The companies, Dell, Cisco, Juniper Networks, and Hewlett Packard, are concerned the tariffs will increase the costs of their networking equipment, leading to the loss of profits and US jobs.

The new Trump tariffs, unlike the $50 billion in Chinese products the president hit in his first tariff phase  in July will affect consumer products such as appliances and furniture, and not only industrial equipment.

United States importers will start pay an additional 10-percent tariff for the specified items next week, a levy which will increase to 25 percent at the end of the year, according to published reports.

“If USTR were to impose a 10 to 25 percent additional duty on networking products and accessories, it would cause broad, disproportionate economic harm to US interests, including our companies and US workers, our customers, US consumers, and broader US economic and strategic priorities,” said the companies’ letter to Lighthizer.

“Given the enormous volume of potentially impacted trade,” the letter went on to say, “the duties would impact over $23 billion in total imports and create potential duty liability for US consumers of between $2.3 billion and $5.7 billion per year.”
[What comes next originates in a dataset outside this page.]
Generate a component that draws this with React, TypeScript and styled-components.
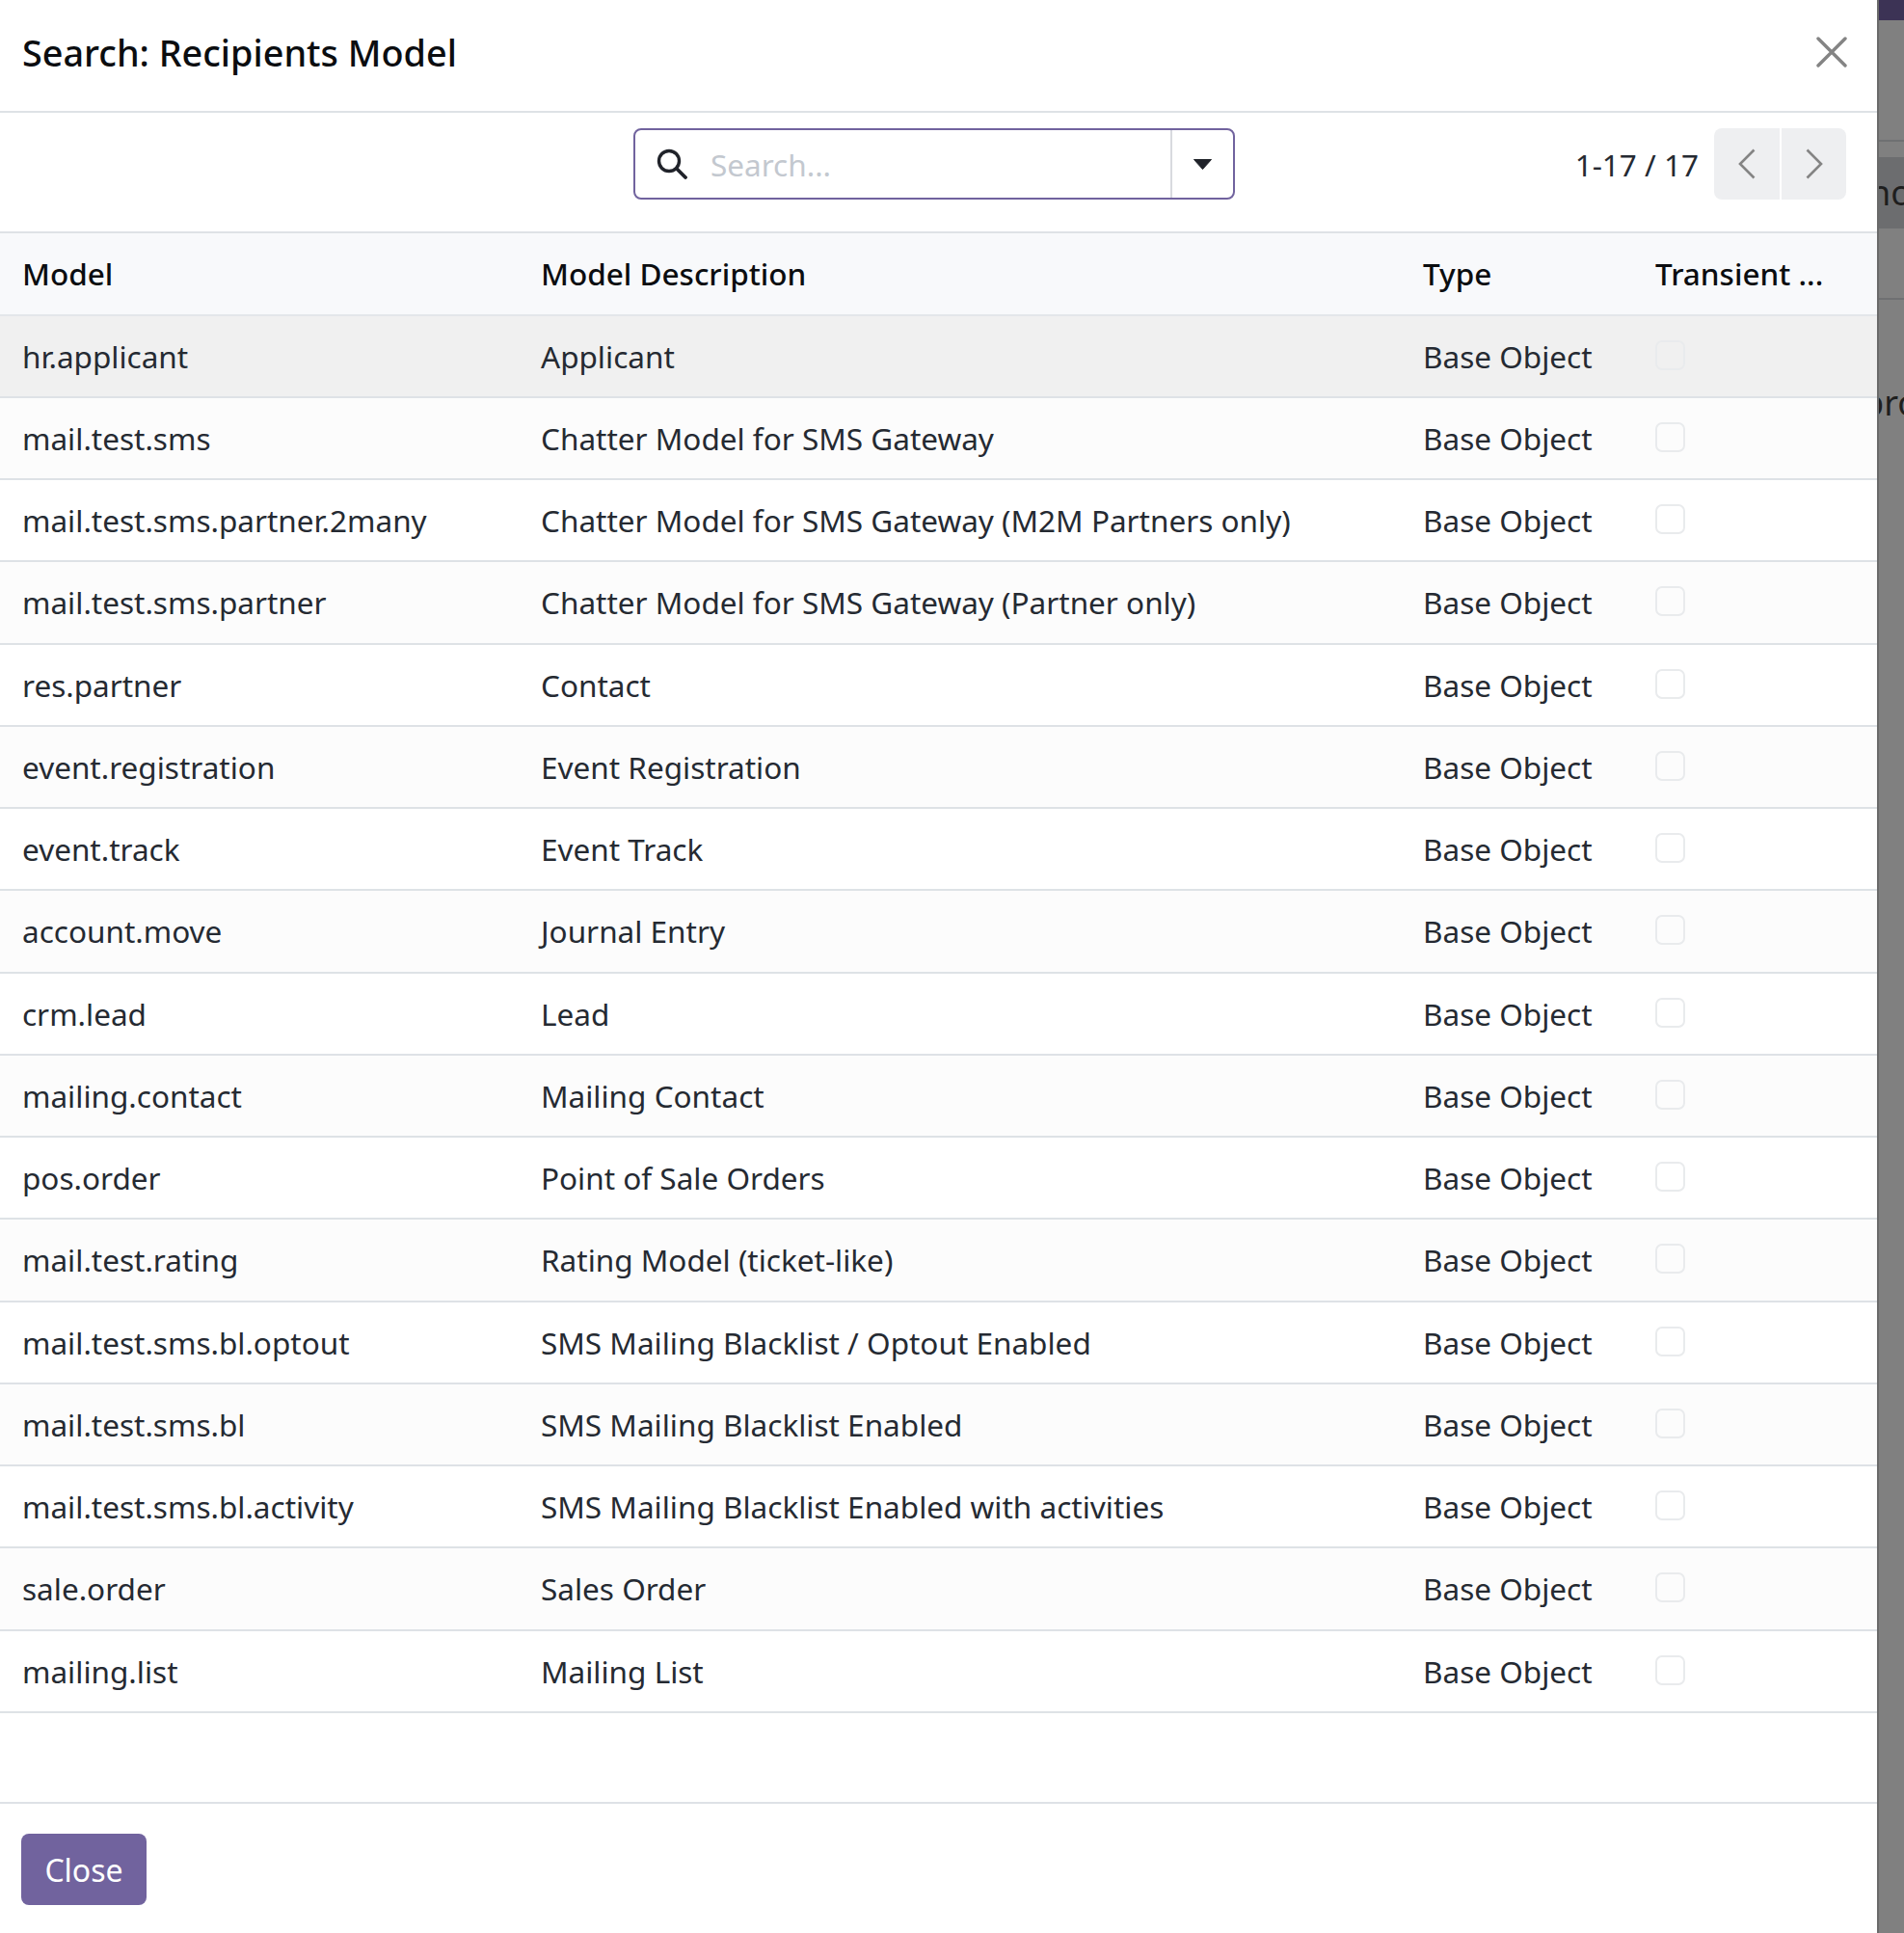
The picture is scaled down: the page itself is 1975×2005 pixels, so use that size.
import React from 'react';
import styled, { createGlobalStyle } from 'styled-components';

const GlobalStyle = createGlobalStyle`
  html, body {
    margin: 0;
    padding: 0;
    background: #808080;
  }
  body {
    font-family: 'Noto Sans', 'Liberation Sans', sans-serif;
    color: #252a32;
  }
`;

const Page = styled.div`
  display: flex;
  width: 1975px;
  height: 2005px;
  overflow: hidden;
`;

const Modal = styled.div`
  display: flex;
  flex-direction: column;
  width: 1947px;
  height: 2005px;
  flex: none;
  background: #fff;
`;

const Header = styled.header`
  display: flex;
  align-items: center;
  justify-content: space-between;
  height: 115px;
  padding: 0 31px 0 23px;
  border-bottom: 2px solid #dee2e6;
`;

const Title = styled.h4`
  margin: 0 0 7px;
  font-size: 37.8px;
  font-weight: 500;
  color: #0b0d10;
`;

const CloseIcon = styled.button`
  display: flex;
  margin-bottom: 7px;
  padding: 0;
  border: none;
  background: none;
`;

const Toolbar = styled.div`
  display: grid;
  grid-template-columns: 657px 624px 1fr;
  align-items: start;
  height: 107px;
  padding: 16px 32px 0 0;
  border-bottom: 2px solid #dee2e6;
`;

const SearchBox = styled.div`
  grid-column: 2;
  display: flex;
  align-items: stretch;
  height: 74px;
  box-sizing: border-box;
  border: 2px solid #71639e;
  border-radius: 8px;
`;

const SearchField = styled.div`
  flex: 1;
  display: flex;
  align-items: center;
  gap: 24px;
  padding-left: 22px;
`;

const Placeholder = styled.span`
  font-size: 31.5px;
  color: #c3c8cf;
`;

const CaretCell = styled.div`
  display: flex;
  align-items: center;
  justify-content: center;
  width: 63px;
  border-left: 2px solid #d8dadf;
`;

const Pager = styled.div`
  grid-column: 3;
  display: flex;
  align-items: center;
  justify-content: flex-end;
`;

const PagerText = styled.span`
  margin-right: 16px;
  font-size: 31.5px;
`;

const PagerButton = styled.button<{ $side: 'left' | 'right' }>`
  display: flex;
  align-items: center;
  justify-content: center;
  width: ${(p) => (p.$side === 'left' ? 68 : 67)}px;
  height: 74px;
  margin-left: ${(p) => (p.$side === 'right' ? 2 : 0)}px;
  padding: 0;
  border: none;
  background: #eeeff1;
  border-radius: ${(p) => (p.$side === 'left' ? '8px 0 0 8px' : '0 8px 8px 0')};
`;

const Table = styled.table`
  width: 1947px;
  border-collapse: separate;
  border-spacing: 0;
  table-layout: fixed;
`;

const HeadCell = styled.th`
  height: 85.5px;
  padding: 0 0 0 23px;
  box-sizing: border-box;
  text-align: left;
  font-size: 31.5px;
  font-weight: 500;
  color: #0b0d10;
  background: #f8f9fb;
  border-bottom: 2px solid #e3e6ea;
`;

const Row = styled.tr<{ $bg: string }>`
  background: ${(p) => p.$bg};
`;

const Cell = styled.td`
  height: 85.25px;
  padding: 0 0 0 23px;
  box-sizing: border-box;
  font-size: 31.5px;
  border-bottom: 2px solid #dee2e6;
  white-space: nowrap;
`;

const Check = styled.span`
  display: block;
  width: 31px;
  height: 31px;
  box-sizing: border-box;
  border: 2px solid #e9ebed;
  border-radius: 7px;
  background: transparent;
  position: relative;
  top: -1px;
`;

const Spacer = styled.div`
  flex: 1;
`;

const Footer = styled.footer`
  display: flex;
  align-items: center;
  height: 132px;
  padding: 2px 0 0 22px;
  border-top: 2px solid #dee2e6;
`;

const CloseButton = styled.button`
  width: 130px;
  height: 74px;
  padding: 0;
  border: none;
  border-radius: 8px;
  background: #71639e;
  color: #fff;
  font-family: inherit;
  font-size: 32px;
`;

const Backdrop = styled.div`
  flex: 1;
  display: flex;
  flex-direction: column;
  min-width: 0;
  overflow: hidden;
  background: #808080;
  border-left: 2px solid #6a6a6a;
  font-size: 36px;
  color: #1e1e1e;
`;

const TopBar = styled.div`
  height: 21px;
  background: #3c3355;
`;

const BackLine = styled.div<{ $mt: number }>`
  height: 2px;
  margin-top: ${(p) => p.$mt}px;
  background: #6f7072;
`;

const BackBand = styled.div`
  display: flex;
  align-items: center;
  height: 74px;
  margin-top: 16px;
  background: #6c6d6f;
`;

const BackText = styled.span<{ $shift: number; $mt?: number }>`
  display: block;
  white-space: nowrap;
  line-height: 50px;
  margin-left: ${(p) => p.$shift}px;
  margin-top: ${(p) => p.$mt || 0}px;
`;

const rows = [
  ['hr.applicant', 'Applicant'],
  ['mail.test.sms', 'Chatter Model for SMS Gateway'],
  ['mail.test.sms.partner.2many', 'Chatter Model for SMS Gateway (M2M Partners only)'],
  ['mail.test.sms.partner', 'Chatter Model for SMS Gateway (Partner only)'],
  ['res.partner', 'Contact'],
  ['event.registration', 'Event Registration'],
  ['event.track', 'Event Track'],
  ['account.move', 'Journal Entry'],
  ['crm.lead', 'Lead'],
  ['mailing.contact', 'Mailing Contact'],
  ['pos.order', 'Point of Sale Orders'],
  ['mail.test.rating', 'Rating Model (ticket-like)'],
  ['mail.test.sms.bl.optout', 'SMS Mailing Blacklist / Optout Enabled'],
  ['mail.test.sms.bl', 'SMS Mailing Blacklist Enabled'],
  ['mail.test.sms.bl.activity', 'SMS Mailing Blacklist Enabled with activities'],
  ['sale.order', 'Sales Order'],
  ['mailing.list', 'Mailing List'],
];

const rowColor = (i: number) => {
  if (i === 0) return '#f0f0f0';
  return i % 2 === 1 ? '#fcfcfc' : '#ffffff';
};

function App() {
  return (
    <Page>
      <GlobalStyle />
      <Modal>
        <Header>
          <Title>Search: Recipients Model</Title>
          <CloseIcon aria-label="Close">
            <svg width="32" height="32" viewBox="0 0 32 32">
              <path d="M2 2 L30 30 M30 2 L2 30" stroke="#848484" strokeWidth="3.4" strokeLinecap="round" fill="none" />
            </svg>
          </CloseIcon>
        </Header>
        <Toolbar>
          <SearchBox>
            <SearchField>
              <svg width="32" height="32" viewBox="0 0 32 32">
                <circle cx="13" cy="13" r="10.5" stroke="#20232a" strokeWidth="3.4" fill="none" />
                <path d="M21 21 L30 30" stroke="#20232a" strokeWidth="3.8" strokeLinecap="round" />
              </svg>
              <Placeholder>Search...</Placeholder>
            </SearchField>
            <CaretCell>
              <svg width="21" height="13" viewBox="0 0 21 13">
                <path d="M1.5 1.5 H19.5 L10.5 11.5 Z" fill="#20232a" stroke="#20232a" strokeLinejoin="round" />
              </svg>
            </CaretCell>
          </SearchBox>
          <Pager>
            <PagerText>1-17 / 17</PagerText>
            <PagerButton $side="left" aria-label="Previous">
              <svg width="18" height="32" viewBox="0 0 18 32">
                <path d="M16.5 1.5 L2 16 L16.5 30.5" stroke="#848484" strokeWidth="2.6" fill="none" />
              </svg>
            </PagerButton>
            <PagerButton $side="right" aria-label="Next">
              <svg width="18" height="32" viewBox="0 0 18 32">
                <path d="M1.5 1.5 L16 16 L1.5 30.5" stroke="#848484" strokeWidth="2.6" fill="none" />
              </svg>
            </PagerButton>
          </Pager>
        </Toolbar>
        <Table>
          <colgroup>
            <col style={{ width: 538 }} />
            <col style={{ width: 915 }} />
            <col style={{ width: 241 }} />
            <col />
          </colgroup>
          <thead>
            <tr>
              <HeadCell>Model</HeadCell>
              <HeadCell>Model Description</HeadCell>
              <HeadCell>Type</HeadCell>
              <HeadCell>Transient ...</HeadCell>
            </tr>
          </thead>
          <tbody>
            {rows.map((r, i) => (
              <Row key={r[0]} $bg={rowColor(i)}>
                <Cell>{r[0]}</Cell>
                <Cell>{r[1]}</Cell>
                <Cell>Base Object</Cell>
                <Cell>
                  <Check />
                </Cell>
              </Row>
            ))}
          </tbody>
        </Table>
        <Spacer />
        <Footer>
          <CloseButton>Close</CloseButton>
        </Footer>
      </Modal>
      <Backdrop>
        <TopBar />
        <BackLine $mt={124} />
        <BackBand>
          <BackText $shift={-10}>no</BackText>
        </BackBand>
        <BackLine $mt={72} />
        <BackText $shift={-17} $mt={82}>
          pro
        </BackText>
      </Backdrop>
    </Page>
  );
}

export default App;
The companies are also concerned that the tariffs would hinder innovations important to the US government, such as cloud computing and 5G networks.

“These tariffs are all pain, no gain for American businesses and workers,” said Freedom Partners Executive Vice President Nathan Nascimento. “Countless American employers weighed in on this idea during the comment period and told the administration these tariffs would be job-killers. Unfortunately, their pleas have fallen on deaf ears.”

The new tariffs would cover around half of Chinese goods entering the US. The Trump administration slapped 25-percent tariffs on $34 billion of Chinese imports in July and another $16 billion in August. China has thus far responded measure for measure, but Beijing’s power in this area is limited US exports to China are far lower than trade moving in the opposite direction. China says it will retaliate against the latest round of US tariffs. Trump has said he would then move to tax all Chinese imports.

If the tariffs go into effect, companies could request exemptions, but reporting on the Section 252 steel and aluminum tariffs indicate this is a very slow process.